BEGIN GIVEN INFORMATION
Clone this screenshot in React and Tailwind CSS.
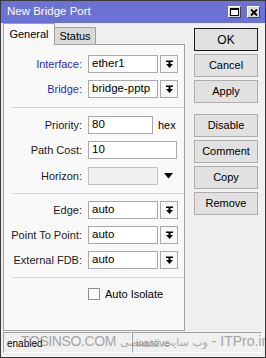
END GIVEN INFORMATION
BEGIN GIVEN INFORMATION
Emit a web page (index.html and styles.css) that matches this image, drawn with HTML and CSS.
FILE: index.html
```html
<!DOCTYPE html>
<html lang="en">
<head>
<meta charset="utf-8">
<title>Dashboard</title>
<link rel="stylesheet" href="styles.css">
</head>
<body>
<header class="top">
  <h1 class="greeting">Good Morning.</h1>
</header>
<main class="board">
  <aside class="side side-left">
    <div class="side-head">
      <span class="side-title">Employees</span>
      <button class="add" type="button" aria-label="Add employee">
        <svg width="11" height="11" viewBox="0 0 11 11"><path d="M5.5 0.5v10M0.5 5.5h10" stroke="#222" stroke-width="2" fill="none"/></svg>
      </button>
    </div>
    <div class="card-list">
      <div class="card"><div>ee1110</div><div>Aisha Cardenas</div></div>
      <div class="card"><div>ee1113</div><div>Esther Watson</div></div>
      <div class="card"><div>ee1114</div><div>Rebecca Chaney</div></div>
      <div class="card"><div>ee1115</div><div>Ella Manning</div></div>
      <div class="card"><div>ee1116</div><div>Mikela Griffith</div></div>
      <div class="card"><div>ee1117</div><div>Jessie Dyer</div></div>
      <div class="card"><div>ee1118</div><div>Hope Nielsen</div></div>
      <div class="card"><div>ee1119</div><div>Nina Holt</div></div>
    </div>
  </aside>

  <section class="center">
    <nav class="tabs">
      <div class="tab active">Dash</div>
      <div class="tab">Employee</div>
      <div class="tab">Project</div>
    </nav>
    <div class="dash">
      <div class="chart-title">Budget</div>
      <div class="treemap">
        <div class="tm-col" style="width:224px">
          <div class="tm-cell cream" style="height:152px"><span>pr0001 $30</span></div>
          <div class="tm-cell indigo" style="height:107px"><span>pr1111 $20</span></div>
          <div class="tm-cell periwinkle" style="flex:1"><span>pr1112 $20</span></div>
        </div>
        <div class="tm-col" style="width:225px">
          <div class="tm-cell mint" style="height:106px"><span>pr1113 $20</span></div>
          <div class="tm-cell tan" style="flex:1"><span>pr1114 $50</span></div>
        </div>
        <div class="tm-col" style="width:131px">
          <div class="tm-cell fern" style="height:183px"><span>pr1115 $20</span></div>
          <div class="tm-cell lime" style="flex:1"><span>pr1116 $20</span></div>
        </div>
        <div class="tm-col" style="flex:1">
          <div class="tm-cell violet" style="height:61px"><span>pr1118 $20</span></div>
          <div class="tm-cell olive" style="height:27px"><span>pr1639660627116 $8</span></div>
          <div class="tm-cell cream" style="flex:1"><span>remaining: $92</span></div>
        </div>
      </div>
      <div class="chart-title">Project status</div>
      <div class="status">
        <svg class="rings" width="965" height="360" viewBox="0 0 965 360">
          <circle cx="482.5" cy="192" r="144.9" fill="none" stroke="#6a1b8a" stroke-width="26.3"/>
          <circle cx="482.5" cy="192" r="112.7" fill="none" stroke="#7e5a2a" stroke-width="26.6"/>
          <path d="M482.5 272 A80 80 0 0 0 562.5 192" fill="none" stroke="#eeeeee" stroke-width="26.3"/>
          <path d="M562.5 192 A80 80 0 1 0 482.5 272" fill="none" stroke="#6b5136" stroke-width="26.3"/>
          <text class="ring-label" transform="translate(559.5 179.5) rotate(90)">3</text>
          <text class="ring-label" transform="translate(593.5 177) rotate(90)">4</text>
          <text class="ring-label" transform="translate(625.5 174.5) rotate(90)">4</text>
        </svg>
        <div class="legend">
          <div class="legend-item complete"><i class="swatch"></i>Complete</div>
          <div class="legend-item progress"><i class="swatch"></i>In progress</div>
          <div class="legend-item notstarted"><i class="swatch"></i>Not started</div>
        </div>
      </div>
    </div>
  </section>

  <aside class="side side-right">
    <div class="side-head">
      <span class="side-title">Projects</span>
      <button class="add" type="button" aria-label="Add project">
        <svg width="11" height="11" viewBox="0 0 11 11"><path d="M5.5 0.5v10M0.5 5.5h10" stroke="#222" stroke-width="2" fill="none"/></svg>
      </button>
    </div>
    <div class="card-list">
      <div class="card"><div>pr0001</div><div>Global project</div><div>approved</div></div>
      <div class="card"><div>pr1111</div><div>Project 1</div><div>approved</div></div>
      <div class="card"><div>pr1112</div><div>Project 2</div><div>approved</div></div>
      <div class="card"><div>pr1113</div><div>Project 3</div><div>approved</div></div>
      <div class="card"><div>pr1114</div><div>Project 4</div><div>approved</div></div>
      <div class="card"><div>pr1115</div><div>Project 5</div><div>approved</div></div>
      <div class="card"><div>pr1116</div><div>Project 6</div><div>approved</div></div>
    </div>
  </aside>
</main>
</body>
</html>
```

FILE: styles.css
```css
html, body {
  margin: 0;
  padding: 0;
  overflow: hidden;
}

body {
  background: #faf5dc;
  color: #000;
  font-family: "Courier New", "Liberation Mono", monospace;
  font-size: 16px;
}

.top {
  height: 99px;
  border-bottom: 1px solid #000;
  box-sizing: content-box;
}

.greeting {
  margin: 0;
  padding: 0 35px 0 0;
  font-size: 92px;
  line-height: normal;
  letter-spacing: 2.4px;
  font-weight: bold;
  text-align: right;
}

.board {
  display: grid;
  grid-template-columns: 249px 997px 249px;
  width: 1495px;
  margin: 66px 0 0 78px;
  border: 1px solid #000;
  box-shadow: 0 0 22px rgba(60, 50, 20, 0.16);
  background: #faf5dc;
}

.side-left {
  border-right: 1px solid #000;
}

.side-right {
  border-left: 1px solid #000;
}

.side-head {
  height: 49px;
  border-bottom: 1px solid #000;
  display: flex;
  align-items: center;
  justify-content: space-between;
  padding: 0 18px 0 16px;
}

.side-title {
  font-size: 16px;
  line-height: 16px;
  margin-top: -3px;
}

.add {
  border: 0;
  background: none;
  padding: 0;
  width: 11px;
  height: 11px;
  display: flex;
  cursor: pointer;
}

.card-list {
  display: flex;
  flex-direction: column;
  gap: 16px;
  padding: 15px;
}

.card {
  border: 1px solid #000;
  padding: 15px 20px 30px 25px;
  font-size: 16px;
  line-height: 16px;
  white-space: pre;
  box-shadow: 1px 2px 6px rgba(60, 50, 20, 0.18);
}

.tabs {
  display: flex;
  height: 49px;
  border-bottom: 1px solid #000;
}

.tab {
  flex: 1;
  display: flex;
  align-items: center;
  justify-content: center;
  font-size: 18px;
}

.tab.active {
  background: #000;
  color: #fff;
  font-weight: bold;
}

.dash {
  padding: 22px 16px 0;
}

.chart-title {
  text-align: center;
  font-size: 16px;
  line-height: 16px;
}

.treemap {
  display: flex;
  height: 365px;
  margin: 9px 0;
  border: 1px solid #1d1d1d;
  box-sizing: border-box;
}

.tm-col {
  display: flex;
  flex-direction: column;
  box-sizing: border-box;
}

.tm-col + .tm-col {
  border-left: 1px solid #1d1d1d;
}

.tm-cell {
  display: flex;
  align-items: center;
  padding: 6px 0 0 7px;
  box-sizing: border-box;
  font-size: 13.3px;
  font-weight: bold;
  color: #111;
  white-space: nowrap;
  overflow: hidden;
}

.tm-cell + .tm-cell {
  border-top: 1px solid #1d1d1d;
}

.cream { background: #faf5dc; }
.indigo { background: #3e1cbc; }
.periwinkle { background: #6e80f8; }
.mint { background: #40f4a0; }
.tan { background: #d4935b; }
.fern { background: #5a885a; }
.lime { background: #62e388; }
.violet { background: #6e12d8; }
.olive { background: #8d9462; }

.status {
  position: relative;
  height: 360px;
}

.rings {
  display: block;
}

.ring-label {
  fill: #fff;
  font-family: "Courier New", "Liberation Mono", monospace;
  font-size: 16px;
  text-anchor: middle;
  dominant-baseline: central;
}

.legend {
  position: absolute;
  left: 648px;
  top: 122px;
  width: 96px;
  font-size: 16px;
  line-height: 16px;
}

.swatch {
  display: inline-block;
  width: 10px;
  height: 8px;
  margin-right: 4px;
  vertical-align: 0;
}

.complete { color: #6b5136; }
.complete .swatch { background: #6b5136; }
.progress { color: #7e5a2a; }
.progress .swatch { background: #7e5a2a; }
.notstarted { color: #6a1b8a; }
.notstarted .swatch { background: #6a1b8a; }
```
END GIVEN INFORMATION
Look through the material and copy each line that has "this".

Clone this screenshot in React and Tailwind CSS.
Emit a web page (index.html and styles.css) that matches this image, drawn with HTML and CSS.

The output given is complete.